Just in time for the current commission’s final meeting, the Irvine Co. filed for more than two dozen separate approvals for North Park Square. The filings, all residential in nature, included 13 tentative tract maps and 13 related resolutions.
Irvine Co. spokesman Michael Stockstill downplayed the significance of the mass filings, noting that the initial application for North Park Square had been filed with the commission back on July 13 and that it was not unprecedented for the company to “bundle” subsequent project filings. He termed the timing of the filings and the council changes a coincidence, and said, “There hasn’t been any particular effort or rush.”
Stockstill also noted that the Irvine Co. couldn’t circumvent the will of the new City Council even if it wanted to, since any planning commission decisions can be appealed to the council.
Sheri Vander Dussen, the city’s director of community development, said her staff’s handling of the project was proceeding at the usual pace. She said the bundling of filings, while a relatively new practice, was one that the Irvine Co. has undertaken in earlier phases of North Park, too, though on a somewhat smaller scale.

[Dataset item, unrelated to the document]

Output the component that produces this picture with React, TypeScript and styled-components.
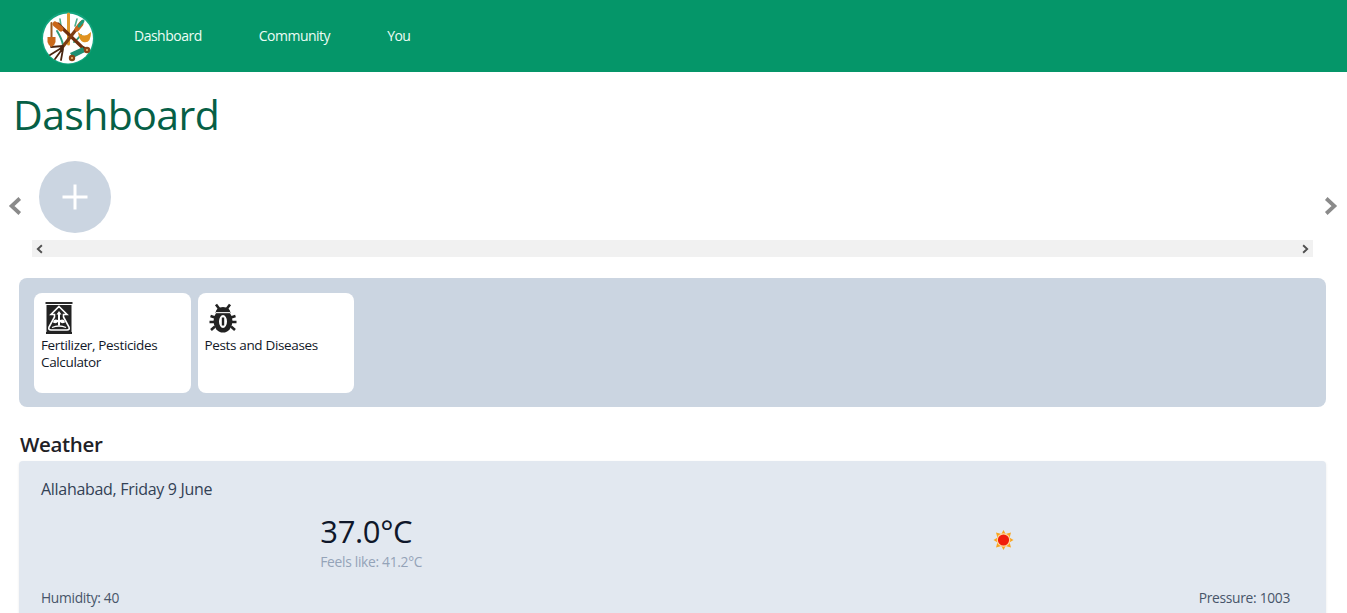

But some sources close to the city approval process, who asked for anonymity, said the scope of the company’s filings was indeed unusual and was being timed with the current Planning Commission’s final meeting in order to secure approval before a new panel takes over.
The sources noted that by getting the Planning Commission approval now, the Irvine Co. would eliminate one potential hurdle in the process, and would also avoid the risk of delays that might be caused by a new commission whose members are not as familiar with the details of the North Park project.
Even Stockstill conceded as much, saying of the old commission prior to its last meeting: “This is a commission that knows the project and will have the ability to move expeditiously.”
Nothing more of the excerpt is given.